A senior figure in the running of London's Nightingale Hospital has defended its creation despite a lack of patients, calling it "insurance" for the capital.
Matthew Trainer helped to run the facility, which opened at the ExCeL last April to treat Covid patients.
But it cared for less than 60 people with the virus before it was closed down.
Mr Trainer, who is now chief executive of the NHS trust which runs Queen's Hospital in Romford and King George Hospital in Goodmayes, said he was glad the Nightingale was not needed.
He told this paper: "The Nightingale was a bit like home insurance really. Very glad it's there but we didn't really want to use it.
"We were sitting there last March looking at some of these predictions and I was saying 'there's 900 critical care beds in London'.
"Some of the predictions Imperial College published in March were saying we might need five or six times as many critical care beds as that.
"So we set up ExCeL to offer us a pressure valve there - an insurance product effectively - to say if we need to use this extra capacity, where could we do this and save as many lives as possible?"
Major spikes in cases saw east London boroughs such as Barking and Dagenham, Havering and Redbridge among the highest Covid case rates in the country around the turn of the year.
The total number of Covid patients at London hospitals reached more than 6,350 on January 3.
Despite these numbers, the Nightingale remained on standby from May 2020 onwards, only reopening briefly in January to treat non-Covid patients.
But Mr Trainer felt it was right to have set it up.
"I think it was a sensible thing to do given what we knew in March (2020).
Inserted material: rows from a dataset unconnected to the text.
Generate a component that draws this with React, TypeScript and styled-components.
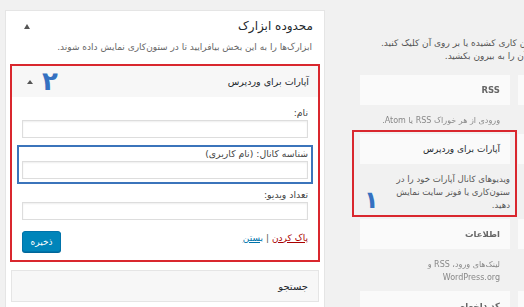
import React from 'react';
import styled, {createGlobalStyle} from 'styled-components';

const GlobalStyle = createGlobalStyle`
  html, body {
    margin: 0;
    padding: 0;
    overflow: hidden;
    background: #f1f1f1;
  }
  body {
    font-family: "DejaVu Sans", "Noto Sans", sans-serif;
    color: #444;
  }
  * {
    box-sizing: border-box;
  }
`

const availableLeft = [
    {title: 'RSS', desc: ['ورودی از هر خوراک RSS یا Atom.'], blurred: true},
    {title: 'آپارات برای وردپرس', desc: ['ویدیوهای کانال آپارات خود را در', 'ستون‌کاری یا فوتر سایت نمایش', 'دهید.'], highlight: true},
    {title: 'اطلاعات', desc: ['لینک‌های ورود، RSS و', 'WordPress.org'], blurred: true},
    {title: 'کد دلخواه', desc: ['کد دلخواه'], blurred: true},
];

const availableRight = ['آرشیو', 'ابر برچسب', 'برگه‌ها', 'تقویم'];

export default function App() {
    return (
        <>
            <GlobalStyle/>
            <Page>
                <Sidebar>
                    <SidebarHead>
                        <SidebarTitle>محدوده ابزارک</SidebarTitle>
                        <Arrow/>
                    </SidebarHead>
                    <SidebarDesc>ابزارک‌ها را به این بخش بیافرایید تا در ستون‌کاری نمایش داده شوند.</SidebarDesc>

                    <EditWidget>
                        <WidgetHead>
                            <WidgetTitle>آپارات برای وردپرس</WidgetTitle>
                            <Arrow $small/>
                            <Marker $left={30} $top={1}>۲</Marker>
                        </WidgetHead>
                        <WidgetBody>
                            <Fields>
                                <Field>
                                    <Label>نام:</Label>
                                    <Input/>
                                </Field>
                                <Field $highlight>
                                    <Label>شناسه کانال: (نام کاربری)</Label>
                                    <Input/>
                                </Field>
                                <Field>
                                    <Label>تعداد ویدیو:</Label>
                                    <Input/>
                                </Field>
                            </Fields>
                            <Actions>
                                <Links>
                                    <DeleteLink>پاک کردن</DeleteLink>
                                    <Sep>|</Sep>
                                    <CloseLink>بستن</CloseLink>
                                </Links>
                                <SaveButton>ذخیره</SaveButton>
                            </Actions>
                        </WidgetBody>
                    </EditWidget>

                    <CollapsedWidget>جستجو</CollapsedWidget>
                </Sidebar>

                <Available>
                    <Intro>
                        برای فعال‌سازی یک ابزارک، آن را به درون یک ستون کاری کشیده یا بر روی آن کلیک کنید.<br/>
                        برای غیرفعال‌سازی یک ابزارک و حذف تنظیماتش، آن را به بیرون بکشید.
                    </Intro>
                    <TileGrid>
                        {availableLeft.map((w, i) => (
                            <React.Fragment key={w.title}>
                                <Cell $highlight={w.highlight}>
                                    <Tile $blurred={w.blurred}>{w.title}</Tile>
                                    <TileDesc $blurred={w.blurred} $flush={w.highlight}>
                                        {w.desc.map((line, j) => (
                                            <React.Fragment key={j}>{line}{j < w.desc.length - 1 && <br/>}</React.Fragment>
                                        ))}
                                    </TileDesc>
                                    {w.highlight && <Marker $left={12} $top={52} $size={24}>۱</Marker>}
                                </Cell>
                                <Cell>
                                    <Tile $blurred>{availableRight[i]}</Tile>
                                    <TileDesc $blurred>{availableRight[i]}</TileDesc>
                                </Cell>
                            </React.Fragment>
                        ))}
                    </TileGrid>
                </Available>
            </Page>
        </>
    );
}

const Page = styled.div`
  display: flex;
  align-items: flex-start;
  gap: 27px;
  padding: 10px 0 0 5px;
  width: 900px;
`

const Sidebar = styled.section`
  width: 320px;
  min-height: 320px;
  background: #fff;
  border: 1px solid #e5e5e5;
  direction: rtl;
`

const SidebarHead = styled.div`
  display: flex;
  align-items: center;
  justify-content: space-between;
  padding: 5px 11px 0 18px;
`

const SidebarTitle = styled.h2`
  margin: 0;
  font-size: 12px;
  line-height: 20px;
  font-weight: normal;
  color: #23282d;
`

const Arrow = styled.span<{ $small?: boolean }>`
  width: 0;
  height: 0;
  border-left: ${p => p.$small ? 3 : 3.5}px solid transparent;
  border-right: ${p => p.$small ? 3 : 3.5}px solid transparent;
  border-bottom: ${p => p.$small ? 4 : 5}px solid #555;
`

const SidebarDesc = styled.p`
  margin: 4px 0 10px;
  padding: 0 12px;
  font-size: 9px;
  line-height: 14px;
  color: #666;
  white-space: nowrap;
`

const EditWidget = styled.div`
  margin: 0 4px;
  border: 2px solid #d9272e;
`

const WidgetHead = styled.div`
  position: relative;
  display: flex;
  align-items: center;
  justify-content: space-between;
  height: 31px;
  padding: 0 9px 0 15px;
  background: #f7f7f7;
`

const WidgetTitle = styled.h3`
  margin: 0;
  font-size: 9.5px;
  font-weight: normal;
  color: #23282d;
`

const Marker = styled.span<{ $left: number; $top: number; $size?: number }>`
  position: absolute;
  left: ${p => p.$left}px;
  top: ${p => p.$top}px;
  font-size: ${p => p.$size ?? 26}px;
  line-height: 28px;
  font-weight: bold;
  color: #3571c1;
  direction: ltr;
`

const WidgetBody = styled.div`
  padding: 9px 10px 8px;
  background: #fff;
`

const Fields = styled.div`
  display: flex;
  flex-direction: column;
  gap: 5px;
`

const Field = styled.div<{ $highlight?: boolean }>`
  display: flex;
  flex-direction: column;
  ${p => p.$highlight && `
    margin: 2px -5px -1px;
    padding: 0 3px 3px;
    border: 2px solid #3b74bb;
  `}
`

const Label = styled.label`
  font-size: 9.3px;
  line-height: 14px;
  color: #444;
`

const Input = styled.input`
  height: 18px;
  width: 100%;
  margin: 0;
  border: 1px solid #ddd;
  box-shadow: inset 0 1px 2px rgba(0, 0, 0, .07);
  background: #fff;
`

const Actions = styled.div`
  display: flex;
  align-items: center;
  justify-content: space-between;
  margin-top: 11px;
`

const Links = styled.div`
  display: flex;
  align-items: center;
  gap: 3px;
  font-size: 9px;
  line-height: 14px;
  margin-top: -8px;
`

const DeleteLink = styled.a`
  color: #a00;
  text-decoration: underline;
`

const Sep = styled.span`
  color: #555;
`

const CloseLink = styled.a`
  color: #0073aa;
  text-decoration: underline;
`

const SaveButton = styled.button`
  width: 39px;
  height: 21px;
  padding: 0;
  border: 1px solid #0073aa;
  border-radius: 3px;
  background: #0085ba;
  box-shadow: 0 1px 0 #006799;
  color: #fff;
  font-family: inherit;
  font-size: 9px;
`

const CollapsedWidget = styled.div`
  display: flex;
  align-items: center;
  height: 32px;
  margin: 8px 5px 0;
  padding: 0 10px;
  background: #f7f7f7;
  border: 1px solid #e5e5e5;
  font-size: 10px;
  color: #23282d;
`

const Available = styled.section`
  width: 330px;
`

const Intro = styled.p`
  width: max-content;
  margin: 27px 0 12px 29px;
  direction: rtl;
  text-align: right;
  white-space: nowrap;
  font-size: 9px;
  line-height: 13px;
  color: #555;
`

const TileGrid = styled.div`
  display: grid;
  grid-template-columns: 158px 158px;
  align-items: start;
`

const Cell = styled.div<{ $highlight?: boolean }>`
  position: relative;
  padding-left: 8px;
  direction: rtl;

  ${p => p.$highlight && `
    &::after {
      content: "";
      position: absolute;
      top: -4px;
      left: 0;
      right: -7px;
      bottom: 2px;
      border: 2px solid #d9272e;
      pointer-events: none;
    }
  `}
`

const Tile = styled.div<{ $blurred?: boolean }>`
  display: flex;
  align-items: center;
  height: 30px;
  padding: 0 10px;
  background: #fafafa;
  font-size: 9px;
  color: #23282d;
  ${p => p.$blurred && `
    font-weight: bold;
    font-size: 8.5px;
    color: #666;
    filter: blur(0.7px);
  `}
`

const TileDesc = styled.div<{ $blurred?: boolean; $flush?: boolean }>`
  padding: 9px ${p => p.$flush ? 0 : 10}px 7px 0;
  font-size: 8.6px;
  line-height: 13px;
  color: #555;
  white-space: nowrap;
  ${p => p.$blurred && `
    font-size: 8px;
    color: #888;
    filter: blur(0.7px);
  `}
`
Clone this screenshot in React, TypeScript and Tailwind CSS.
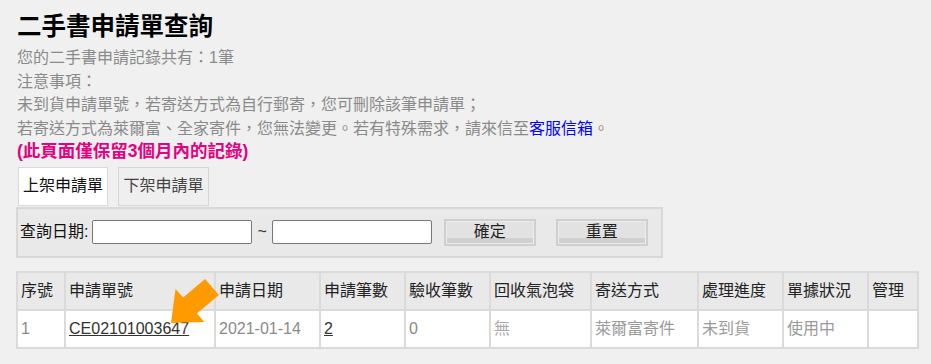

"I think it became obvious in the course of April and May it wasn't necessary on the scale we needed it to and to be honest, I was quite relieved that we managed to close it with only having had 54 patients.
"For us to have needed the Nightingale - things would have been so bad everywhere else, we would have been in quite a horrible situation as a city."
The ExCeL in Newham's Royal Docks has now returned to its normal use as an events venue.